I remember several years ago, one student in my English 10 class, Rick, was particularly bright, fun, and full of daring. He also had an exceptional understanding of math and statistics. That January, I introduced the memoir Night as I had in previous years by providing a little background information.

“Six million Jews were killed during the Holocaust,” I recited off from my list of facts.

“What?” a startled Rick looked up. “Six million?” He was aghast. “That can’t be right.” He looked around at his classmates. “Six million?” They looked at him blankly. “Come on,” he was looking for some support, “That can’t be right.”

“Why?” I asked.

“Do you know how many six million things are?” He was indignant.
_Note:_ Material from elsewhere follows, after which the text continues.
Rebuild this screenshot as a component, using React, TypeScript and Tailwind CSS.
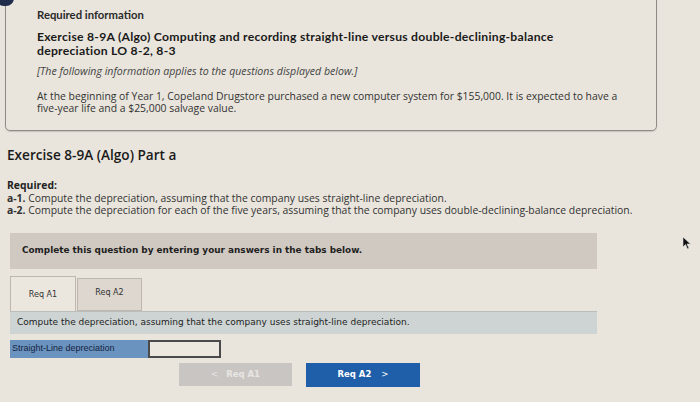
import React from "react";

/**
 * Exercise page: required info box, part header, tabs and answer row.
 */
const App = () => {
  return (
    <div className="relative w-[700px] h-[402px] overflow-hidden bg-[#e9e5dc] font-['Open_Sans','Lato',sans-serif] text-[#1d1d1d]">
      {/* dark blue badge peeking in at the top-left corner */}
      <div className="absolute left-[-4px] top-[-10px] w-[18px] h-[16px] rounded-full bg-[#1f2d4a]" />

      {/* Required information box */}
      <div className="ml-[5px] mt-[-10px] w-[652px] h-[141px] rounded-b-[5px] border border-[#8e8c87] pl-[31px] pt-[17px] shadow-[0_1px_1px_rgba(0,0,0,0.15)]">
        <div className="font-['Lato',sans-serif] text-[11.3px] leading-[14px] font-bold text-[#2a2a2a]">Required information</div>
        <div className="mt-[8px] font-['Lato',sans-serif] text-[12.2px] leading-[13.5px] tracking-[0.25px] font-bold text-[#1a1a1a]">
          <div>Exercise 8-9A (Algo) Computing and recording straight-line versus double-declining-balance</div>
          <div>depreciation LO 8-2, 8-3</div>
        </div>
        <div className="mt-[7.5px] text-[10.6px] leading-[13px] italic text-[#444]">
          [The following information applies to the questions displayed below.]
        </div>
        <div className="mt-[12px] text-[10.4px] leading-[12.5px] text-[#333]">
          <div>At the beginning of Year 1, Copeland Drugstore purchased a new computer system for $155,000. It is expected to have a</div>
          <div>five-year life and a $25,000 salvage value.</div>
        </div>
      </div>

      {/* Part header */}
      <div className="pl-[7px] mt-[15px] text-[13.6px] leading-[17px] font-semibold text-[#1a1a1a]">
        Exercise 8-9A (Algo) Part a
      </div>

      <div className="pl-[7px] mt-[16px] text-[10.4px] leading-[12.5px] text-[#333]">
        <div className="font-bold text-[#222]">Required:</div>
        <div>
          <span className="font-bold">a-1.</span> Compute the depreciation, assuming that the company uses straight-line depreciation.
        </div>
        <div>
          <span className="font-bold">a-2.</span> Compute the depreciation for each of the five years, assuming that the company uses double-declining-balance depreciation.
        </div>
      </div>

      {/* Instruction banner */}
      <div className="ml-[10px] mt-[16px] w-[587px] h-[36px] bg-[#cfc9c1] flex items-center pl-[12px]">
        <span className="font-['DejaVu_Sans',sans-serif] text-[8.9px] font-bold text-[#1e1e1e]">
          Complete this question by entering your answers in the tabs below.
        </span>
      </div>

      {/* Tabs */}
      <div className="ml-[10px] mt-[7px] flex items-end gap-[1px] font-['DejaVu_Sans',sans-serif] text-[8px] text-[#333]">
        <div className="w-[66px] h-[35px] bg-[#ebe6de] border border-b-0 border-[#bdb7ae] flex items-center justify-center pt-[3px]">Req A1</div>
        <div className="w-[65px] h-[33px] bg-[#ddd7cf] border border-[#bdb7ae] flex items-center justify-center pb-[2px]">Req A2</div>
      </div>

      <div className="ml-[10px] w-[587px] h-[23px] bg-[#cdd4d3] border-t border-[#b9bebd] flex items-center pl-[7px] pt-[1px]">
        <span className="font-['DejaVu_Sans',sans-serif] text-[9px] text-[#1e1e1e]">
          Compute the depreciation, assuming that the company uses straight-line depreciation.
        </span>
      </div>

      {/* Answer row */}
      <div className="ml-[10px] mt-[6px] flex h-[18px]">
        <div className="w-[138px] bg-[#6b93c0] flex items-center pl-[2px] text-[9px] text-[#14233f] font-['Liberation_Sans',sans-serif]">
          Straight-Line depreciation
        </div>
        <div className="w-[73px] bg-[#ece8e0] border-2 border-[#4a4a4a]" />
      </div>

      {/* Navigation buttons */}
      <div className="mt-[5px] ml-[179px] flex gap-[14px] font-['DejaVu_Sans',sans-serif] text-[8.5px] font-bold">
        <div className="w-[113px] h-[23px] bg-[#c8c5c2] flex items-center justify-center gap-[8px] text-[#e8e6e3]">
          <span className="font-normal">&lt;</span>
          <span>Req A1</span>
        </div>
        <div className="w-[114px] h-[24px] bg-[#1f5ea8] flex items-center justify-center gap-[10px] text-white">
          <span>Req A2</span>
          <span className="font-normal">&gt;</span>
        </div>
      </div>

      {/* mouse pointer */}
      <svg className="absolute left-[682px] top-[236px]" width="10" height="14" viewBox="0 0 10 14">
        <path d="M1 1 L1 11 L3.5 8.5 L5.5 13 L7 12.3 L5 8 L8.5 8 Z" fill="#111" stroke="#ddd" strokeWidth="0.6" />
      </svg>
    </div>
  );
};

export default App;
“Six million people,” I responded.

“People, yes. People, six million is a lot of people….” Rick was clearly operating with a different level of understanding from his more placid classmates. He understood six million as quantity; he did understand what six million things would look like if stacked up. Other students stirred in their seats.  “No way….six million,” he repeated growing more agitated. “How? How did anyone let this happen?” he asked; he was half-rising out of his seat. “Did we know?”
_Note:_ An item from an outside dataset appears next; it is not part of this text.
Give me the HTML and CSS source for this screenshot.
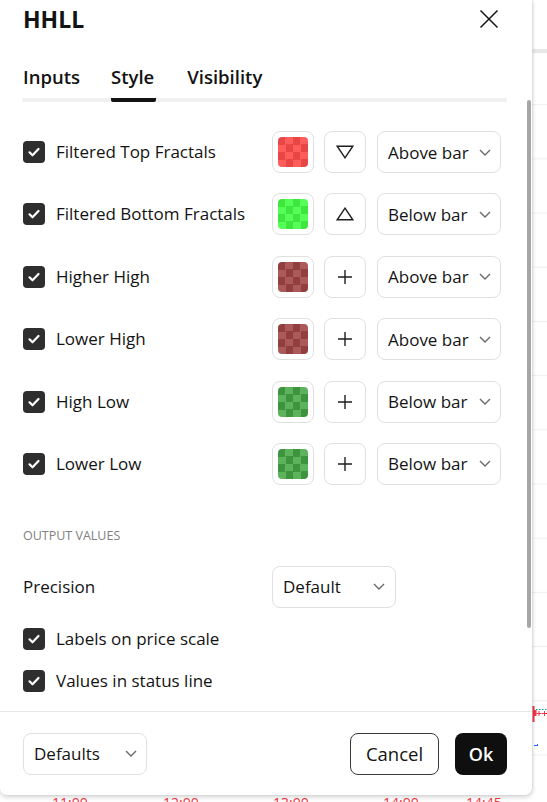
FILE: index.html
```html
<!DOCTYPE html>
<html lang="en">
<head>
<meta charset="utf-8">
<title>HHLL</title>
<link rel="stylesheet" href="styles.css">
</head>
<body>
<div class="chart">
  <div class="chart-band"></div>
  <svg class="marks" width="15" height="50" viewBox="0 0 15 50">
    <line x1="1.5" y1="6" x2="1.5" y2="22" stroke="#f23645" stroke-width="2"/>
    <rect x="1" y="10" width="3.5" height="6" fill="#f23645"/>
    <line x1="4" y1="9.5" x2="15" y2="9.5" stroke="#089981" stroke-width="1" stroke-dasharray="1.5 1.5"/>
    <path d="M4.5 13.5h5M7 11v5M10 13.5h5M12.5 11v5" stroke="#f23645" stroke-width="1" fill="none"/>
    <path d="M2 45.5h4M5.5 44v2" stroke="#2962ff" stroke-width="1" fill="none"/>
  </svg>
  <div class="time-axis">
    <span class="t t1">11:00</span>
    <span class="t t2">12:00</span>
    <span class="t t3">13:00</span>
    <span class="t t4">14:00</span>
    <span class="t t5">14:45</span>
  </div>
</div>

<div class="dialog">
  <header class="dlg-head">
    <h1 class="title">HHLL</h1>
    <span class="close">
      <svg width="20" height="20" viewBox="0 0 20 20"><path d="M1.5 1.5l17 17M18.5 1.5l-17 17" stroke="#131313" stroke-width="1.5" fill="none"/></svg>
    </span>
  </header>

  <nav class="tabs">
    <span class="tab">Inputs</span>
    <span class="tab active">Style</span>
    <span class="tab">Visibility</span>
  </nav>

  <div class="content">
    <div class="rows">
      <div class="row">
        <label class="opt"><span class="cb"><svg width="14" height="14" viewBox="0 0 14 14"><path d="M2.5 7.3l3 3 6-6.3" stroke="#fff" stroke-width="2.2" fill="none" stroke-linecap="round" stroke-linejoin="round"/></svg></span><span>Filtered Top Fractals</span></label>
        <span class="swatch-btn"><span class="swatch red"></span></span>
        <span class="shape-btn"><svg width="18" height="14" viewBox="0 0 18 14"><path d="M1.2 1.2h15.6L9 12.8z" stroke="#1e1e1e" stroke-width="1.4" fill="none" stroke-linejoin="miter"/></svg></span>
        <span class="select"><span>Above bar</span><svg class="chev" width="12" height="7" viewBox="0 0 12 7"><path d="M1 1l5 5 5-5" stroke="#6a6a6a" stroke-width="1.4" fill="none"/></svg></span>
      </div>
      <div class="row">
        <label class="opt"><span class="cb"><svg width="14" height="14" viewBox="0 0 14 14"><path d="M2.5 7.3l3 3 6-6.3" stroke="#fff" stroke-width="2.2" fill="none" stroke-linecap="round" stroke-linejoin="round"/></svg></span><span>Filtered Bottom Fractals</span></label>
        <span class="swatch-btn"><span class="swatch green"></span></span>
        <span class="shape-btn"><svg width="18" height="14" viewBox="0 0 18 14"><path d="M1.2 12.8h15.6L9 1.2z" stroke="#1e1e1e" stroke-width="1.4" fill="none" stroke-linejoin="miter"/></svg></span>
        <span class="select"><span>Below bar</span><svg class="chev" width="12" height="7" viewBox="0 0 12 7"><path d="M1 1l5 5 5-5" stroke="#6a6a6a" stroke-width="1.4" fill="none"/></svg></span>
      </div>
      <div class="row">
        <label class="opt"><span class="cb"><svg width="14" height="14" viewBox="0 0 14 14"><path d="M2.5 7.3l3 3 6-6.3" stroke="#fff" stroke-width="2.2" fill="none" stroke-linecap="round" stroke-linejoin="round"/></svg></span><span>Higher High</span></label>
        <span class="swatch-btn"><span class="swatch darkred"></span></span>
        <span class="shape-btn"><svg width="16" height="16" viewBox="0 0 16 16"><path d="M8 1v14M1 8h14" stroke="#1e1e1e" stroke-width="1.4" fill="none"/></svg></span>
        <span class="select"><span>Above bar</span><svg class="chev" width="12" height="7" viewBox="0 0 12 7"><path d="M1 1l5 5 5-5" stroke="#6a6a6a" stroke-width="1.4" fill="none"/></svg></span>
      </div>
      <div class="row">
        <label class="opt"><span class="cb"><svg width="14" height="14" viewBox="0 0 14 14"><path d="M2.5 7.3l3 3 6-6.3" stroke="#fff" stroke-width="2.2" fill="none" stroke-linecap="round" stroke-linejoin="round"/></svg></span><span>Lower High</span></label>
        <span class="swatch-btn"><span class="swatch darkred"></span></span>
        <span class="shape-btn"><svg width="16" height="16" viewBox="0 0 16 16"><path d="M8 1v14M1 8h14" stroke="#1e1e1e" stroke-width="1.4" fill="none"/></svg></span>
        <span class="select"><span>Above bar</span><svg class="chev" width="12" height="7" viewBox="0 0 12 7"><path d="M1 1l5 5 5-5" stroke="#6a6a6a" stroke-width="1.4" fill="none"/></svg></span>
      </div>
      <div class="row">
        <label class="opt"><span class="cb"><svg width="14" height="14" viewBox="0 0 14 14"><path d="M2.5 7.3l3 3 6-6.3" stroke="#fff" stroke-width="2.2" fill="none" stroke-linecap="round" stroke-linejoin="round"/></svg></span><span>High Low</span></label>
        <span class="swatch-btn"><span class="swatch darkgreen"></span></span>
        <span class="shape-btn"><svg width="16" height="16" viewBox="0 0 16 16"><path d="M8 1v14M1 8h14" stroke="#1e1e1e" stroke-width="1.4" fill="none"/></svg></span>
        <span class="select"><span>Below bar</span><svg class="chev" width="12" height="7" viewBox="0 0 12 7"><path d="M1 1l5 5 5-5" stroke="#6a6a6a" stroke-width="1.4" fill="none"/></svg></span>
      </div>
      <div class="row">
        <label class="opt"><span class="cb"><svg width="14" height="14" viewBox="0 0 14 14"><path d="M2.5 7.3l3 3 6-6.3" stroke="#fff" stroke-width="2.2" fill="none" stroke-linecap="round" stroke-linejoin="round"/></svg></span><span>Lower Low</span></label>
        <span class="swatch-btn"><span class="swatch darkgreen"></span></span>
        <span class="shape-btn"><svg width="16" height="16" viewBox="0 0 16 16"><path d="M8 1v14M1 8h14" stroke="#1e1e1e" stroke-width="1.4" fill="none"/></svg></span>
        <span class="select"><span>Below bar</span><svg class="chev" width="12" height="7" viewBox="0 0 12 7"><path d="M1 1l5 5 5-5" stroke="#6a6a6a" stroke-width="1.4" fill="none"/></svg></span>
      </div>
    </div>

    <div class="section-title">OUTPUT VALUES</div>

    <div class="row prec">
      <span class="opt">Precision</span>
      <span class="select"><span>Default</span><svg class="chev" width="12" height="7" viewBox="0 0 12 7"><path d="M1 1l5 5 5-5" stroke="#6a6a6a" stroke-width="1.4" fill="none"/></svg></span>
    </div>

    <label class="check-row first"><span class="cb"><svg width="14" height="14" viewBox="0 0 14 14"><path d="M2.5 7.3l3 3 6-6.3" stroke="#fff" stroke-width="2.2" fill="none" stroke-linecap="round" stroke-linejoin="round"/></svg></span><span>Labels on price scale</span></label>
    <label class="check-row"><span class="cb"><svg width="14" height="14" viewBox="0 0 14 14"><path d="M2.5 7.3l3 3 6-6.3" stroke="#fff" stroke-width="2.2" fill="none" stroke-linecap="round" stroke-linejoin="round"/></svg></span><span>Values in status line</span></label>
  </div>

  <div class="scroll-thumb"></div>

  <footer class="dlg-foot">
    <span class="select defaults"><span>Defaults</span><svg class="chev" width="12" height="7" viewBox="0 0 12 7"><path d="M1 1l5 5 5-5" stroke="#6a6a6a" stroke-width="1.4" fill="none"/></svg></span>
    <div class="actions">
      <button class="btn cancel">Cancel</button>
      <button class="btn ok">Ok</button>
    </div>
  </footer>
</div>
</body>
</html>
```

FILE: styles.css
```css
* { box-sizing: border-box; }

html, body {
  margin: 0;
  padding: 0;
}

body {
  width: 547px;
  height: 802px;
  position: relative;
  overflow: hidden;
  background: #ffffff;
  font-family: "Open Sans", "Noto Sans", sans-serif;
  color: #131313;
}

/* ---------- chart behind the dialog ---------- */
.chart {
  position: absolute;
  inset: 0;
  background-image: linear-gradient(to bottom, #efefef 0 1px, transparent 1px);
  background-size: 100% 54.2px;
  background-position: 0 50px;
}

.chart-band {
  position: absolute;
  left: 533px;
  top: 49px;
  width: 14px;
  height: 4px;
  background: #e8e8e8;
}

.marks {
  position: absolute;
  left: 532px;
  top: 700px;
}

.time-axis {
  position: absolute;
  left: 0;
  right: 0;
  top: 796px;
  height: 20px;
  background: #fff;
}

.t {
  position: absolute;
  top: 0;
  font-size: 14px;
  line-height: 14px;
  color: #f23645;
}
.t1 { left: 52px; }
.t2 { left: 163px; }
.t3 { left: 273px; }
.t4 { left: 383px; }
.t5 { left: 466px; }

/* ---------- dialog ---------- */
.dialog {
  position: absolute;
  left: 0;
  top: 0;
  width: 532px;
  height: 795px;
  background: #ffffff;
  border-radius: 0 0 7px 7px;
  box-shadow: 0 2px 5px rgba(0, 0, 0, 0.18), 1px 0 2px rgba(0, 0, 0, 0.08);
  display: flex;
  flex-direction: column;
}

.dlg-head {
  height: 38px;
  flex-shrink: 0;
  display: flex;
  align-items: center;
  justify-content: space-between;
  padding: 0 33px 0 23px;
}

.title {
  margin: 0;
  font-size: 23px;
  line-height: 28px;
  font-weight: 700;
  color: #131313;
}

.close {
  display: flex;
  width: 20px;
  height: 20px;
}

.tabs {
  flex-shrink: 0;
  display: flex;
  gap: 31px;
  margin: 0 25px 0 22px;
  padding-left: 1px;
  background: linear-gradient(#f0f0f0, #f0f0f0) left bottom / 100% 4px no-repeat;
  border-radius: 2px;
}

.tab {
  padding: 29px 0 11px;
  border-bottom: 4px solid transparent;
  border-radius: 2px;
  font-size: 18.5px;
  line-height: 20px;
  font-weight: 600;
  color: #131313;
}

.tab.active {
  border-bottom-color: #131313;
  padding-right: 2px;
}

.content {
  flex: 1;
  overflow: hidden;
  padding: 29px 25px 0 23px;
}

.rows {
  display: flex;
  flex-direction: column;
  gap: 20.4px;
}

.row {
  display: flex;
  align-items: center;
  height: 42px;
}

.opt {
  width: 249px;
  flex-shrink: 0;
  display: flex;
  align-items: center;
  gap: 11px;
  font-size: 17px;
  line-height: 22px;
  white-space: nowrap;
}

.cb {
  width: 22px;
  height: 22px;
  flex-shrink: 0;
  border-radius: 4px;
  background: #2e2e2e;
  display: flex;
  align-items: center;
  justify-content: center;
}

.swatch-btn,
.shape-btn {
  width: 42px;
  height: 42px;
  flex-shrink: 0;
  border: 1px solid #e0e0e0;
  border-radius: 8px;
  display: flex;
  align-items: center;
  justify-content: center;
}

.swatch-btn { margin-right: 10px; }
.shape-btn { margin-right: 11px; }

.swatch {
  width: 30px;
  height: 30px;
  border-radius: 4px;
  background-size: 15px 15px;
}

.swatch.red { background-image: repeating-conic-gradient(#ff5c5c 0 25%, #e84646 0 50%); }
.swatch.green { background-image: repeating-conic-gradient(#55ff55 0 25%, #3ee63e 0 50%); }
.swatch.darkred { background-image: repeating-conic-gradient(#ab5a5a 0 25%, #933e3e 0 50%); }
.swatch.darkgreen { background-image: repeating-conic-gradient(#5cb35c 0 25%, #3e943e 0 50%); }

.select {
  width: 124px;
  height: 42px;
  flex-shrink: 0;
  border: 1px solid #e0e0e0;
  border-radius: 8px;
  display: flex;
  align-items: center;
  justify-content: space-between;
  padding: 0 9px 0 10px;
  font-size: 17px;
  color: #131313;
  white-space: nowrap;
}

.chev { flex-shrink: 0; }

.section-title {
  margin-top: 43px;
  font-size: 12.5px;
  line-height: 16px;
  color: #808080;
}

.prec {
  margin-top: 22px;
}

.prec .select { padding-right: 10px; }

.check-row {
  display: flex;
  align-items: center;
  gap: 11px;
  height: 22px;
  margin-top: 20px;
  font-size: 17px;
  line-height: 22px;
}

.scroll-thumb {
  position: absolute;
  top: 100px;
  right: 1px;
  width: 4px;
  height: 528px;
  border-radius: 2px;
  background: #a6a6a6;
}

.dlg-foot {
  height: 84px;
  flex-shrink: 0;
  border-top: 1px solid #e6e6e6;
  display: flex;
  align-items: center;
  justify-content: space-between;
  padding: 0 25px 0 23px;
}

.actions {
  display: flex;
  gap: 16px;
}

.btn {
  height: 42px;
  border-radius: 8px;
  font-family: "Open Sans", "Noto Sans", sans-serif;
  cursor: pointer;
}

.btn.cancel {
  width: 89px;
  border: 1px solid #3a3a3a;
  background: #ffffff;
  color: #131313;
  font-size: 18.5px;
  font-weight: 400;
}

.btn.ok {
  width: 52px;
  border: none;
  background: #0f0f0f;
  color: #ffffff;
  font-size: 18px;
  font-weight: 600;
}
```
“Yes,” I remember saying. I do remember explaining that, yes, America did know that Hitler had concentration camps, and that more documentation collected after the war indicated that many of our military and political leaders knew about these camps. That is one of the points from Wiesel’s speech.
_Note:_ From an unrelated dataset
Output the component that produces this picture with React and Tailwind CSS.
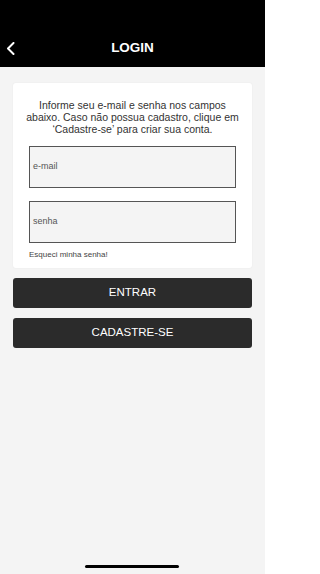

I pointed out to the class that the Holocaust was only one example of genocide; that there were others. In fact, that there was recently a genocide in Darfur. Rick sat down; he was overwhelmed. He was capable of understanding numerically the devastation of the Holocaust, and he was clearly upset. “Why do we let this happen?” he asked. I remember his voice was so sad, so full of disbelief.

In The Perils of Indifference, Wiesel asks

Does it mean that we have learned from the past? Does it mean that society has changed? Has the human being become less indifferent and more human? Have we really learned from our experiences? Are we less insensitive to the plight of victims of ethnic cleansing and other forms of injustices in places near and far?

Wiesel’s rhetorical questions echo Rick’s “Did we know?” In trying to respond, Wiesel makes the reader uncomfortable the way Rick was uncomfortable. Creating this kind of emotional impact on a reader is the reason Wiesel’s speech should be taught.

The Common Core State Standards (CCSS) demand that students read informational texts but does not require specific texts. Wiesel’s The Perils of Indifference contains the information and rhetorical devices that meet the text complexity criteria of the CCSS. More specifically, Wiesel’s message is necessary if we want our students to confront the conflicts in this new 21st Century. Our students must be prepared to question why “deportation, the terrorization of children and their parents be allowed anywhere in the world?“

Our humanity should demand nothing less.

2 responses to Informational Text for Social Studies or English: “The Perils of Indifference” by Elie Wiesel

  1. 

    The Armenian Genocide has been estimated at between 1 and 1.5 million killed by Turkey after World War I in 1915, where men, women and children were marched or worked to death. Timothy Snyder wrote Bloodlands where he investigates the mass killing of an estimated 14 million non-combatants by the regimes of Joseph Stalin’s Soviet Union and Adolf Hitler’s Nazi Germany between the years 1933 and 1945 in a region of modern-day Poland, Ukraine, Belarus, Russia and the Baltic states, Mao revealed his ‘Great Leap Forward’ in 1958 and was responsible for the deaths of tens of millions of his own people. Pol Pot of Cambodia is responsible for the killing of over of 8 million people when he was dictator in 1975 on his ‘Year Zero’ campaign. In 1986, the Tutsi and the Hutu massacre left 800,000 people slaughtered over a period of 100 days. Darfur 2003-2009 starvation numbers several hundred thousand.
    The student’s attitude reflects the ideal that; ‘That could never happen today.’ But history proves it will, it can and it does.
    Today, we argue about a ‘war on women’ and ‘women’s rights’ and the costs of health care as 3,500 to 4,000 of our next generation, babies, are destroyed, are killed, in utero daily, approximately 30 million since 1973, and those are numbers that rival any holocaust, and there is a push for laws that allow euthanasia, more killing.
    We are revolted by the sight of inhumanity in history by previous large scale killing, so today, our killing is nice and clean and legal, and out of sight. No ultra sound photos of babies developing in the womb please, and no photos of chopped up babies in the trash, really, how could you make us feel so bad? So the killings go on, distracted by our rights, our wants.
    While I agree with Mr. Wiesel, and have read his book ‘Night’, I would go a bit further; it is not so much indifference to evil, but silent participation in evil. In order to achieve what we want, people have proven over and over that they will, that we will, vote for evil, will adopt evil, we will be a silent partner participating in evil, to get what we want we will kill who we want to kill when we want to kill them.

  2. 

    Students like Rick give me a lot of hope.